Extracted information -
- - -

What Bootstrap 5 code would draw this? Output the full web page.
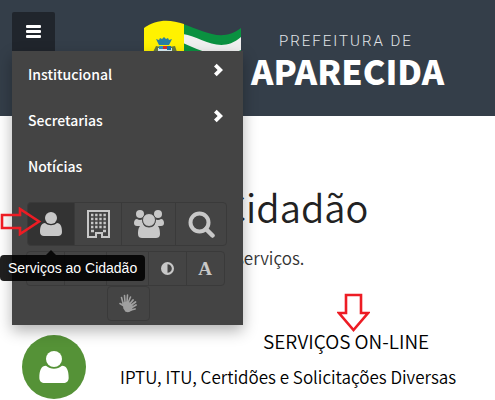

- - -

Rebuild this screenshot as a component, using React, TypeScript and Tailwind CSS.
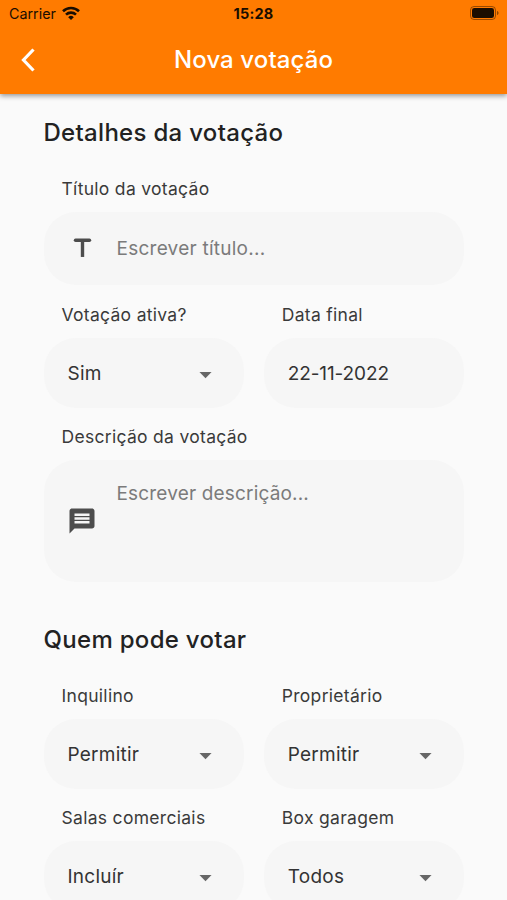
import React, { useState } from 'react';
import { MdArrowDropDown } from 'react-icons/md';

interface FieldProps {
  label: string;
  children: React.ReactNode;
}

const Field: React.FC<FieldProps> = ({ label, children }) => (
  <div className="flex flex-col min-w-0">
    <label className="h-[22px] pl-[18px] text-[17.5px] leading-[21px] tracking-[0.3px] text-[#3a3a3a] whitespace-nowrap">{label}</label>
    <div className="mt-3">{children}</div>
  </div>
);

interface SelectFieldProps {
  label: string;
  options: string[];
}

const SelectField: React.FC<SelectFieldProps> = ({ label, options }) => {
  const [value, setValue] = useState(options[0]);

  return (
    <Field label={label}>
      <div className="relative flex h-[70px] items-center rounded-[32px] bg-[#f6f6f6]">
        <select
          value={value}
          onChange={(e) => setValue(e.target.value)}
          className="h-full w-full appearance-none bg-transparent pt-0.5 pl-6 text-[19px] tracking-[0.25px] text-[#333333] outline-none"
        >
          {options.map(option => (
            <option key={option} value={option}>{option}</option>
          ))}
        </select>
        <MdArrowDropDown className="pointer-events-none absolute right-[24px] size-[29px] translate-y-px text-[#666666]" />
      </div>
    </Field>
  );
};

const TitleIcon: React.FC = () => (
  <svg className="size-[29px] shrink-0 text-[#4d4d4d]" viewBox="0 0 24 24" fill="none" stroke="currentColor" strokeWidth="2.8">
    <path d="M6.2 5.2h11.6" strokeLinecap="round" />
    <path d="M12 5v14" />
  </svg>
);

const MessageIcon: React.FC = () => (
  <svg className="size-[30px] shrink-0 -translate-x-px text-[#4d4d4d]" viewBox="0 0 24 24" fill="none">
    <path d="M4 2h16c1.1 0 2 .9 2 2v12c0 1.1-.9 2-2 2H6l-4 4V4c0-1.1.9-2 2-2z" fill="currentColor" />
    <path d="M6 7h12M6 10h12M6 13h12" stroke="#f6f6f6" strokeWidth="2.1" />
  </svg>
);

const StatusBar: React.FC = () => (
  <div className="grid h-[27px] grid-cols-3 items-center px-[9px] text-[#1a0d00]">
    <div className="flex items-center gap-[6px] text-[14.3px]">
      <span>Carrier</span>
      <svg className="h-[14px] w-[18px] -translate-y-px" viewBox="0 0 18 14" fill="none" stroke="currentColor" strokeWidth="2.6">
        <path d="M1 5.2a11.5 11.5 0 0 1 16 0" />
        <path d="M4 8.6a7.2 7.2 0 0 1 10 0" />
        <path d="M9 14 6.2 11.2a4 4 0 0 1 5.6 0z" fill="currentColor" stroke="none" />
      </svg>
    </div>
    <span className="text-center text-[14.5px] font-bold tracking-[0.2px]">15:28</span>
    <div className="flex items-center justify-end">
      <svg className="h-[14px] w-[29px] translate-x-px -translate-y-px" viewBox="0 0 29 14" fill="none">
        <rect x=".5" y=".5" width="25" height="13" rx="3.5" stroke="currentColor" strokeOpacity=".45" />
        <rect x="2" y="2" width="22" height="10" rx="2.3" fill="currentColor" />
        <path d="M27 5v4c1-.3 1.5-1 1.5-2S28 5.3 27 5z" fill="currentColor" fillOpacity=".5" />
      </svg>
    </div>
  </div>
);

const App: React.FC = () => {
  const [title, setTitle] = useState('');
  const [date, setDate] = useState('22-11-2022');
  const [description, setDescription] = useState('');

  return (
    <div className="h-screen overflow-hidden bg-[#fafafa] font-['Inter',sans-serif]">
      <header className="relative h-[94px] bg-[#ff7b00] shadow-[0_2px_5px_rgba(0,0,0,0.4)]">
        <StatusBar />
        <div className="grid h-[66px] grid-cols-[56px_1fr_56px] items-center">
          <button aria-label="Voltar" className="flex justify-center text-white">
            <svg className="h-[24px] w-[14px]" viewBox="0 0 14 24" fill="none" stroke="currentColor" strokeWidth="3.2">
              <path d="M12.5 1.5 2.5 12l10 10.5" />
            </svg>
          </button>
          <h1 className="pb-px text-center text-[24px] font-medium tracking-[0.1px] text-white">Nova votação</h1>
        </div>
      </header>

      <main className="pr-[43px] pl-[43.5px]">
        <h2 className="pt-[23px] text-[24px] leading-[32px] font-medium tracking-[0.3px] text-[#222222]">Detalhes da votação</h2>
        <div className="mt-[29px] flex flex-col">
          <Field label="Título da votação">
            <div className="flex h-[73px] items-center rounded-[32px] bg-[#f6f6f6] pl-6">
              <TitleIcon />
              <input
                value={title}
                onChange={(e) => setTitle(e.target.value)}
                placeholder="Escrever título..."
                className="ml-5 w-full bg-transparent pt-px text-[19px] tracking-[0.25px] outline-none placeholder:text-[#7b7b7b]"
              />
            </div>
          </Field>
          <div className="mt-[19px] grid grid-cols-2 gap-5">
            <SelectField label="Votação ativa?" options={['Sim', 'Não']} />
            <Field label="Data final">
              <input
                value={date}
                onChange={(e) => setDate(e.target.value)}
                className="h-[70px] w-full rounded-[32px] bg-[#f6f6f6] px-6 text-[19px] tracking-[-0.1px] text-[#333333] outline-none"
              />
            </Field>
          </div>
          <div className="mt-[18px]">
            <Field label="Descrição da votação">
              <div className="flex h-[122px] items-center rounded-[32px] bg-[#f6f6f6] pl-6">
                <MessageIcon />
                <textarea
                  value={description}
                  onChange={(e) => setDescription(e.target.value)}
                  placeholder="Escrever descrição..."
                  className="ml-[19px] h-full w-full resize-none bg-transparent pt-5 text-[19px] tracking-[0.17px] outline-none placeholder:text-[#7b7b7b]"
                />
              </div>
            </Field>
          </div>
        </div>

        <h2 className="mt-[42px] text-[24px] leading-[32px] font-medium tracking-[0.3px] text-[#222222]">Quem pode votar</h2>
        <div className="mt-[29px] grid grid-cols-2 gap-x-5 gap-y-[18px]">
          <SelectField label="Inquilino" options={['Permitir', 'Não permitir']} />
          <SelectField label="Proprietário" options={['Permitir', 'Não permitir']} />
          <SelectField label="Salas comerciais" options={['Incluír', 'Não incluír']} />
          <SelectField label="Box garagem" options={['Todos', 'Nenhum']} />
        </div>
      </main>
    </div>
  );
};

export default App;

- - -

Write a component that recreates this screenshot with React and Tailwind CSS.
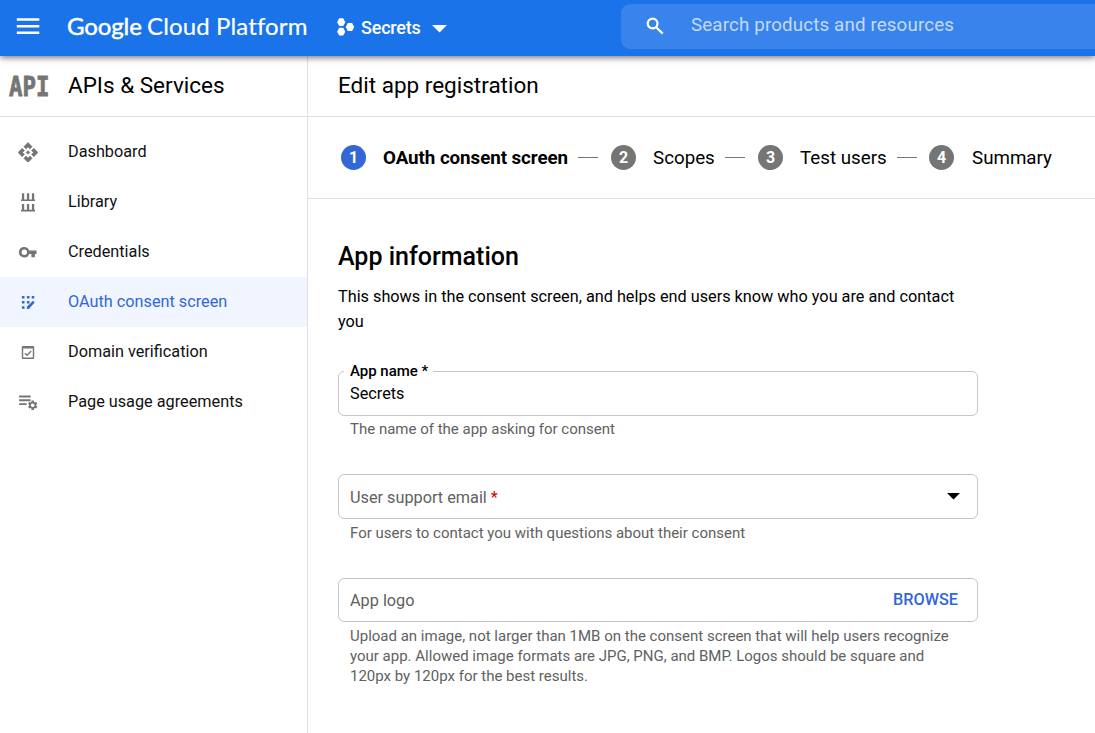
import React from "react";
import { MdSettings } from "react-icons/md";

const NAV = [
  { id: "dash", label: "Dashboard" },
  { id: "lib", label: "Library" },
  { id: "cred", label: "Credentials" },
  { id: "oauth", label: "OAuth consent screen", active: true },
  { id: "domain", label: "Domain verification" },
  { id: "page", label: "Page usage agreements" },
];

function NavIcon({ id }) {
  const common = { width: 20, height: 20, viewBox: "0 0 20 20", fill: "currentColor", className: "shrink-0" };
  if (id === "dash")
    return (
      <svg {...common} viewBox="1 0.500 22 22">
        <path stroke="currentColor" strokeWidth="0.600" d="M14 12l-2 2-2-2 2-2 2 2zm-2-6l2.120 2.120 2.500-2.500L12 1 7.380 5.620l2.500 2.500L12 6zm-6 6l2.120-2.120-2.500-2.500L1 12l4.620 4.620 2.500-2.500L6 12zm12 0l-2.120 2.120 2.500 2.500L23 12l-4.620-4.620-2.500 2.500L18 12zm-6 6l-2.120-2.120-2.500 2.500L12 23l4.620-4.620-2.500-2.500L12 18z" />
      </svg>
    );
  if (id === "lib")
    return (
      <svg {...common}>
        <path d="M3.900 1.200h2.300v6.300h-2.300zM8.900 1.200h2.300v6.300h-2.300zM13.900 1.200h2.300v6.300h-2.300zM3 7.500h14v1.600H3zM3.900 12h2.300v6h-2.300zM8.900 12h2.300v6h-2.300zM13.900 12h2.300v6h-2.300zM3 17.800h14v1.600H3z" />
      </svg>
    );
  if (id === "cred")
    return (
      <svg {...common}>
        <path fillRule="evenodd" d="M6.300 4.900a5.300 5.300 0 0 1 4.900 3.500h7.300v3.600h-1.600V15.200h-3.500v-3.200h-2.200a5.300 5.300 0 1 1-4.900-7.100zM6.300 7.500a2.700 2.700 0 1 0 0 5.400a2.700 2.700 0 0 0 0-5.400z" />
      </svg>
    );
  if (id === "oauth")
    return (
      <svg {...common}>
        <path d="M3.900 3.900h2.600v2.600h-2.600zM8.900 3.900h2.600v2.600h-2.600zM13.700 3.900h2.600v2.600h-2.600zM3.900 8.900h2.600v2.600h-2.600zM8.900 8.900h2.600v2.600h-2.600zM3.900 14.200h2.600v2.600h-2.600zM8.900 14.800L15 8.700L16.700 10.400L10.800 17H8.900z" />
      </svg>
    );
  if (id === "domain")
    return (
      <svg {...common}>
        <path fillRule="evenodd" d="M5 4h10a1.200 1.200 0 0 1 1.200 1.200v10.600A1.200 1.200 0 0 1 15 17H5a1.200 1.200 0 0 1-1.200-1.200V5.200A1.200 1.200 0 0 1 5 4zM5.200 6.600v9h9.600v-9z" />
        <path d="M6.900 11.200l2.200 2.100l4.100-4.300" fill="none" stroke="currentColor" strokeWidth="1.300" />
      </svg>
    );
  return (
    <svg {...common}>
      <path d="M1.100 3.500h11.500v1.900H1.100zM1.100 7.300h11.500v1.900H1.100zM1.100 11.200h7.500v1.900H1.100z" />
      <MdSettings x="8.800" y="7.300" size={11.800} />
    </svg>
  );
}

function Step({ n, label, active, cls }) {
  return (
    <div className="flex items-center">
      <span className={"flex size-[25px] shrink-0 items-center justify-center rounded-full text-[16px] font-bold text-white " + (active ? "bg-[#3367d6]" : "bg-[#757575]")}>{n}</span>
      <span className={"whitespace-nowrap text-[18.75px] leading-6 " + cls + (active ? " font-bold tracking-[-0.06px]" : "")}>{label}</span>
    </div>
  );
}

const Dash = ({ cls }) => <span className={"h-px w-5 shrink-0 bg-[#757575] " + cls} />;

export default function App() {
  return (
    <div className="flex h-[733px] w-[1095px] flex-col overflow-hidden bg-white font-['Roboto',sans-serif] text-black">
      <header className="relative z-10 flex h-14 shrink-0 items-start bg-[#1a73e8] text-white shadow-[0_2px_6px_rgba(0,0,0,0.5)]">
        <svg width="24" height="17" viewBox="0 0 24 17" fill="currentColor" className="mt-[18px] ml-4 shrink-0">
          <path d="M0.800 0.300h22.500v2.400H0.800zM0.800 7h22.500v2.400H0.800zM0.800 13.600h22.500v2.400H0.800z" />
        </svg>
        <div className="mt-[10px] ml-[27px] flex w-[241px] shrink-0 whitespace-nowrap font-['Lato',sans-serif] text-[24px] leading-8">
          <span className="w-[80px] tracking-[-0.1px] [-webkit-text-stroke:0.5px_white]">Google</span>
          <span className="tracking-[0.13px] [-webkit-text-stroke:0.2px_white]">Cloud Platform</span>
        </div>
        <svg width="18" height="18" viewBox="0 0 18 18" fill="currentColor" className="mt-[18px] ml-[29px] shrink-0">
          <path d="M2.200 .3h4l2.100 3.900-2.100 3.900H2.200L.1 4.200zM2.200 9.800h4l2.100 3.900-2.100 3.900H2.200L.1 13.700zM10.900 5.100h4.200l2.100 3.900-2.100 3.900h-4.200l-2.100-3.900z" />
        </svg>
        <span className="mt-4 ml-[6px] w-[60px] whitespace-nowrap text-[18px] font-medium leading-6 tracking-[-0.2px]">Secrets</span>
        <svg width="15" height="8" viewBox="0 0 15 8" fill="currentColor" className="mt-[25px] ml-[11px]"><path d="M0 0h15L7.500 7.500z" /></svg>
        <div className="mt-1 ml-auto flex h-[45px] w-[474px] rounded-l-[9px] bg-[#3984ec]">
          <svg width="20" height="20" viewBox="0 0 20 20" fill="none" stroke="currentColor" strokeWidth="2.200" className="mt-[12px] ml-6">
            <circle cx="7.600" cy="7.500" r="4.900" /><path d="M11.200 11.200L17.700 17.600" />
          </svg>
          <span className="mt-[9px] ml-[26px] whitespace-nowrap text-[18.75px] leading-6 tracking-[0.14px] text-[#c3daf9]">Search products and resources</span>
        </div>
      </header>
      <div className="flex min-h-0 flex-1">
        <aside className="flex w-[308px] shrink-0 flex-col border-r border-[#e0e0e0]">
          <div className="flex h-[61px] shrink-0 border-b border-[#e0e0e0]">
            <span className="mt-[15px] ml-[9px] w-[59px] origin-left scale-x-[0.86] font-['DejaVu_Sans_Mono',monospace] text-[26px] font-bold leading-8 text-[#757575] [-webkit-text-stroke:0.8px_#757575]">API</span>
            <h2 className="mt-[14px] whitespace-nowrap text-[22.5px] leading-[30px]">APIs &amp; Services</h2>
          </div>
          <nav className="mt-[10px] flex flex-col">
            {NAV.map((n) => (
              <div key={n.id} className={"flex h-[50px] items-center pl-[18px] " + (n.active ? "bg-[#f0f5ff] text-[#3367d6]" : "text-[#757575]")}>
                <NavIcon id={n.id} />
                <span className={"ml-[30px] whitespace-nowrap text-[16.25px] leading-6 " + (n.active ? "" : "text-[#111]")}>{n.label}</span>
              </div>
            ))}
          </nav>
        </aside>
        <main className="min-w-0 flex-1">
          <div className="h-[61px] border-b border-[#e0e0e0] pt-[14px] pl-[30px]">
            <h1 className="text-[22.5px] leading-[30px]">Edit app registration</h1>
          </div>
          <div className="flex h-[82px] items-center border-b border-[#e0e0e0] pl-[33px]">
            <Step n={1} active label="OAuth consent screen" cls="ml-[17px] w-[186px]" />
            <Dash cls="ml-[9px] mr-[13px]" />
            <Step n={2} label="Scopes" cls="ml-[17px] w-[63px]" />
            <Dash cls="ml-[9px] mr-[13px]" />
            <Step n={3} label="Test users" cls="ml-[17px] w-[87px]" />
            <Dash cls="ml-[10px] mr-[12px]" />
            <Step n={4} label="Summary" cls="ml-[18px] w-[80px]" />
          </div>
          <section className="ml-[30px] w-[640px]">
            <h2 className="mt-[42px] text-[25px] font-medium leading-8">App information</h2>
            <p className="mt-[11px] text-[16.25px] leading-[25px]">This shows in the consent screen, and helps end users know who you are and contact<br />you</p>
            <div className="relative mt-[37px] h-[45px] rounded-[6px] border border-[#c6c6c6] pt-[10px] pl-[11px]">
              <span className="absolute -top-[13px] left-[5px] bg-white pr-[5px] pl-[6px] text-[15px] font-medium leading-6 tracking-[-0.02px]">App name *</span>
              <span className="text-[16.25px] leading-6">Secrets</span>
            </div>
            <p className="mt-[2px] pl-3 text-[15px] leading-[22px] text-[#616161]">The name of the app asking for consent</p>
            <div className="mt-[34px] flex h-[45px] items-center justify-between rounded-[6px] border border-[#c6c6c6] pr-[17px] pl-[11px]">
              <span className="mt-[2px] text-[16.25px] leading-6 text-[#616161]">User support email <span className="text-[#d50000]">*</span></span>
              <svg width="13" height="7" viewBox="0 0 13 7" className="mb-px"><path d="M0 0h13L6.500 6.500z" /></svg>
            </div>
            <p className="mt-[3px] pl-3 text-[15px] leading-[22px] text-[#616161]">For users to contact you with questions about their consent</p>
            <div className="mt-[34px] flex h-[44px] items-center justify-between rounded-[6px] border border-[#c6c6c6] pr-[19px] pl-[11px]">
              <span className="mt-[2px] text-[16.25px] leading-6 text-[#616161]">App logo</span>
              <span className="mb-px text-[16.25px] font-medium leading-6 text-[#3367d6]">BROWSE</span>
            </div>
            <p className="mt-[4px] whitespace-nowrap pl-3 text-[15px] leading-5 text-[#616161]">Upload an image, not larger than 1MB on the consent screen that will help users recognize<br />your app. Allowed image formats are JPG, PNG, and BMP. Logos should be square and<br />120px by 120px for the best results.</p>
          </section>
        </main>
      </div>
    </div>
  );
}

- - -

Prompt - Out of the material above, gather each line where "component" appears.

The reply -
Rebuild this screenshot as a component, using React, TypeScript and Tailwind CSS.
Write a component that recreates this screenshot with React and Tailwind CSS.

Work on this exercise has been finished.